Model-based RL
Model-free vs. model-based RL
In the model-free (MF) RL methods seen sofar, we did not need to know anything about the dynamics of the environment to start learning a policy:
p(s' | s, a) \; \; r(s, a, s')
We just sampled transitions (s, a, r, s') and update the value / policy network. The main advantage is that the agent does not need to “think” when acting: it just select the action with highest Q-value or the one selected by the policy network (reflexive behavior). The other advantage is that you can use MF methods on any MDP: you do not need to know anything about them before applying MF as a blackbox optimizer.
However, MF methods are very slow (sample complexity): as they make no assumption, they have to learn everything by trial-and-error from scratch. If you had a model of the environment, you could plan ahead (what would happen if I did that?) and speed up learning (do not explore obviously stupid ideas): such a behavior is called model-based RL (MB). Dynamic programming (Section Dynamic programming) is for example a model-based method, as it requires the knowledge of p(s' | s, a) and r(s, a, s') to solve the Bellman equations.
In chess, for example, players plan ahead the possible moves up to a certain horizon and evaluate moves based on their emulated consequences. In real-time strategy games, learning the environment (world model) is part of the strategy: you do not attack right away.
This chapter presents several MB algorithms, including MPC planning algorithms, World models and the different variants of AlphaGo. We first present the main distinction in MB RL, planning algorithms (MPC) versus MB-augmented MF (Dyna) methods. Another useful dichotomy that we will see in the AlphaGo section is about learned models vs. given models.
Learning a dynamics model
Learning the world model is not complicated in theory. We just need to collect enough transitions (s, a, r , s') using a random agent (or an expert) and train a supervised model to predict the next state and the corresponding reward.
M(s, a) = (s', r )
Such a model is called the dynamics model, the transition model or the forward model, and basically answers the question:
What would happen if I did that?
The model can be deterministic (in which case we should use neural networks) or stochastic (in which case we should use Gaussian processes, mixture density networks or recurrent state space models). Any kind of supervised learning method can be used in principle.
Once you have trained a good transition model, you can generate rollouts, i.e. imaginary trajectories / episodes \tau using the model. Given an initial state s_0 and a policy \pi, you can unroll the future using the model s', r = M(s, a).
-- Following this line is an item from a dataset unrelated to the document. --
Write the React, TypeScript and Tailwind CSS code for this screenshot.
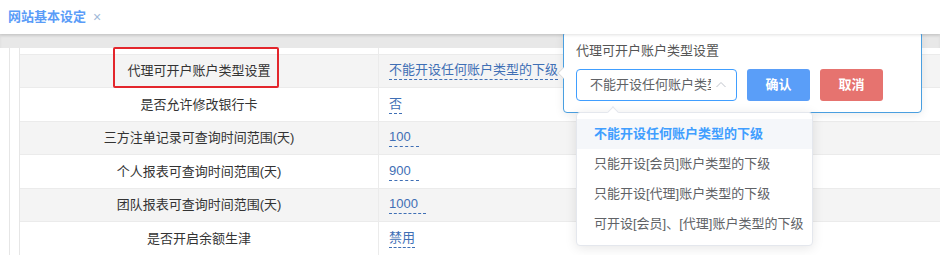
import React from "react";

const rows: { label: string; value: string; num?: boolean; h: string; gray: boolean }[] = [
  { label: "代理可开户账户类型设置", value: "不能开设任何账户类型的下级", h: "h-[33px]", gray: true },
  { label: "是否允许修改银行卡", value: "否", h: "h-[34px]", gray: false },
  { label: "三方注单记录可查询时间范围(天)", value: "100", num: true, h: "h-[33px]", gray: true },
  { label: "个人报表可查询时间范围(天)", value: "900", num: true, h: "h-[34px]", gray: false },
  { label: "团队报表可查询时间范围(天)", value: "1000", num: true, h: "h-[33px]", gray: true },
  { label: "是否开启余额生津", value: "禁用", h: "h-[34px]", gray: false },
];

const options = [
  "不能开设任何账户类型的下级",
  "只能开设[会员]账户类型的下级",
  "只能开设[代理]账户类型的下级",
  "可开设[会员]、[代理]账户类型的下级",
];

export default function App() {
  return (
    <div className="relative w-[940px] h-[255px] overflow-hidden bg-white font-['Liberation_Sans','Noto_Sans_CJK_SC',sans-serif] text-[13px]">
      {/* header tab */}
      <div className="relative z-10 h-[34px] flex items-center pl-[8px] bg-white shadow-[0_1px_3px_rgba(0,0,0,0.12)]">
        <span className="text-[#5a9cf8] font-bold leading-[16px]">网站基本设定</span>
        <span className="ml-[7px] text-[#9fb8d8] text-[14px] leading-[16px]">×</span>
      </div>
      {/* gray band */}
      <div className="h-[14px] bg-[#e8e8e8] shadow-[inset_0_2px_3px_rgba(0,0,0,0.06)]" />
      {/* content */}
      <div className="flex">
        <div className="w-[9px]" />
        <div className="w-[10px] border-l border-[#e6e6e6]" />
        <div className="flex-1 border-l border-[#e6e6e6]">
          <div className="grid grid-cols-[359px_1fr] h-[7px] border-b border-[#ebebeb]">
            <div className="border-r border-[#ebebeb]" />
            <div />
          </div>
          {rows.map((r) => (
            <div
              key={r.label}
              className={`grid grid-cols-[359px_1fr] ${r.h} border-b border-[#ebebeb] ${r.gray ? "bg-[#f4f4f4]" : "bg-white"}`}
            >
              <div className="flex items-center justify-center border-r border-[#ebebeb] text-[#333] leading-[16px]">
                {r.label}
              </div>
              <div className="flex items-center pl-[10px]">
                <span
                  className={`inline-block leading-[16px] pb-[1px] text-[#3f6fb5] border-b border-dashed border-[#3f6fb5] ${r.num ? "pr-[8px]" : ""}`}
                >
                  {r.value}
                </span>
              </div>
            </div>
          ))}
        </div>
      </div>

      {/* red annotation box */}
      <div className="absolute left-[113px] top-[47px] w-[166px] h-[41px] border-2 border-[#e3262c] rounded-[2px]" />

      {/* popover */}
      <div className="absolute left-[563px] top-[31px] w-[359px] h-[82px] bg-white border border-[#4a9fe0] rounded-[4px] shadow-[0_2px_10px_rgba(0,0,0,0.08)] px-[12px] pt-[11px]">
        <div className="absolute -left-[5px] top-[37px] w-[8px] h-[8px] bg-white rotate-45 border-l border-b border-[#dcdcdc]" />
        <div className="text-[#555] leading-[16px]">代理可开户账户类型设置</div>
        <div className="mt-[10px] flex items-center">
          <div className="w-[161px] h-[32px] border border-[#409eff] rounded-[4px] flex items-center pl-[13px] pr-[9px]">
            <span className="w-[121px] overflow-hidden whitespace-nowrap text-[#606266] leading-[16px]">
              不能开设任何账户类型的下级
            </span>
            <svg className="ml-auto" width="12" height="12" viewBox="0 0 12 12" fill="none">
              <path d="M1.5 8 L6 3.5 L10.5 8" stroke="#c0c4cc" strokeWidth="1" />
            </svg>
          </div>
          <button className="ml-[10px] w-[63px] h-[32px] rounded-[3px] bg-[#5a9ef8] text-white font-bold leading-[16px]">
            确认
          </button>
          <button className="ml-[10px] w-[63px] h-[32px] rounded-[3px] bg-[#e6736f] text-white font-bold leading-[16px]">
            取消
          </button>
        </div>
      </div>

      {/* dropdown */}
      <div className="absolute left-[576px] top-[112px] w-[237px] h-[134px] bg-white border border-[#e4e7ed] rounded-[4px] shadow-[0_2px_12px_rgba(0,0,0,0.1)] py-[6px]">
        <div className="absolute left-[32px] -top-[5px] w-[8px] h-[8px] bg-white rotate-45 border-l border-t border-[#e4e7ed]" />
        {options.map((o, i) => (
          <div
            key={o}
            className={`relative h-[30px] flex items-center pl-[17px] leading-[16px] whitespace-nowrap ${
              i === 0 ? "bg-[#f5f7fa] text-[#409eff] font-bold" : "text-[#606266]"
            }`}
          >
            {o}
          </div>
        ))}
      </div>
    </div>
  );
}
s_0 \xrightarrow[\pi]{} a_0 \xrightarrow[M]{} s_1 \xrightarrow[\pi]{} a_1 \xrightarrow[\pi]{} s_2 \xrightarrow[]{} \ldots \xrightarrow[M]{} s_T
Given the model, you can also compute the return R(\tau) of the emulated trajectory. Everything is as if you were interacting with the environment, but you actually do not need it anymore: the model becomes the environment. You can now search for an optimal policy on these emulated trajectories:
Any method can be used to optimize the policy. We can obviously use a model-free algorithm to maximize the expected return of the trajectories:
\mathcal{J}(\pi) = \mathbb{E}_{\tau \sim \rho_\pi}[R(\tau)]
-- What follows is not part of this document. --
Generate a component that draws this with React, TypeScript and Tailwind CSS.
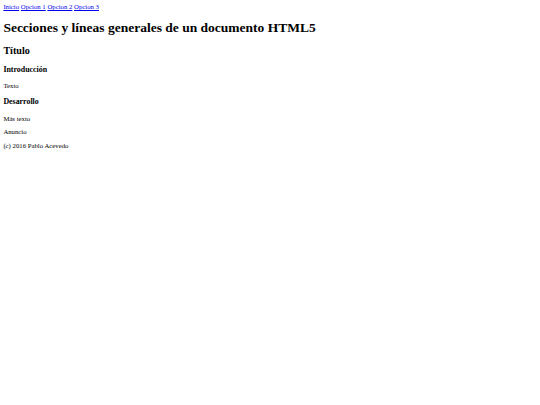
export default function App() {
    const links = ['Inicio', 'Opcion 1', 'Opcion 2', 'Opcion 3'];

    return (
        <div className="bg-white min-h-screen flow-root">
            <div className="m-[3.375px] font-['Liberation_Serif',serif] text-[6.75px] leading-[normal] text-black">
                {/* Header */}
                <header>
                    <nav>
                        {links.map((l, i) => (
                            <span key={l}>
                                <a href="#" className="text-[#0000ee] underline">{l}</a>
                                {i < links.length - 1 ? ' ' : ''}
                            </span>
                        ))}
                    </nav>
                    <h1 className="text-[13.5px] font-bold mt-[10px] mb-[9.045px]">
                        Secciones y líneas generales de un documento HTML5
                    </h1>
                </header>

                {/* Main content */}
                <section>
                    <h2 className="text-[10.125px] font-bold my-[8.4px]">Título</h2>
                    <article>
                        <h3 className="text-[7.9px] font-bold mt-[7.9px] mb-[8.4px]">Introducción</h3>
                        <p className="my-[6.75px]">Texto</p>
                    </article>
                    <article>
                        <h3 className="text-[7.9px] font-bold mt-[7.9px] mb-[8.6px]">Desarrollo</h3>
                        <p className="my-[6.75px]">Más texto</p>
                    </article>
                </section>

                <aside>
                    <p className="my-[6.75px]">Anuncio</p>
                </aside>

                <footer>
                    <p className="my-[6.75px]">(c) 2016 Pablo Acevedo</p>
                </footer>
            </div>
        </div>
    );
}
The only sample complexity is the one needed to train the model: the rest is emulated. For problems where a physical step (t \rightarrow t+1) is very expensive compared to an inference step of the model (neural networks can predict very fast), this can even allow to use inefficient but optimal methods to find the policy. Brute-force optimization becomes possible if using the model is much faster that the real environment. However, this approach has two major drawbacks:
- The model can only be as good as the data, and errors are going to accumulate, especially for long trajectories or probabilistic MDPs.
- If the dataset does not contain the important transitions (for example where there are sparse rewards), the policy will likely be sub-optimal. In extreme cases, training the model up to a sufficient precision might necessitate more samples than learning the policy directly with MF methods.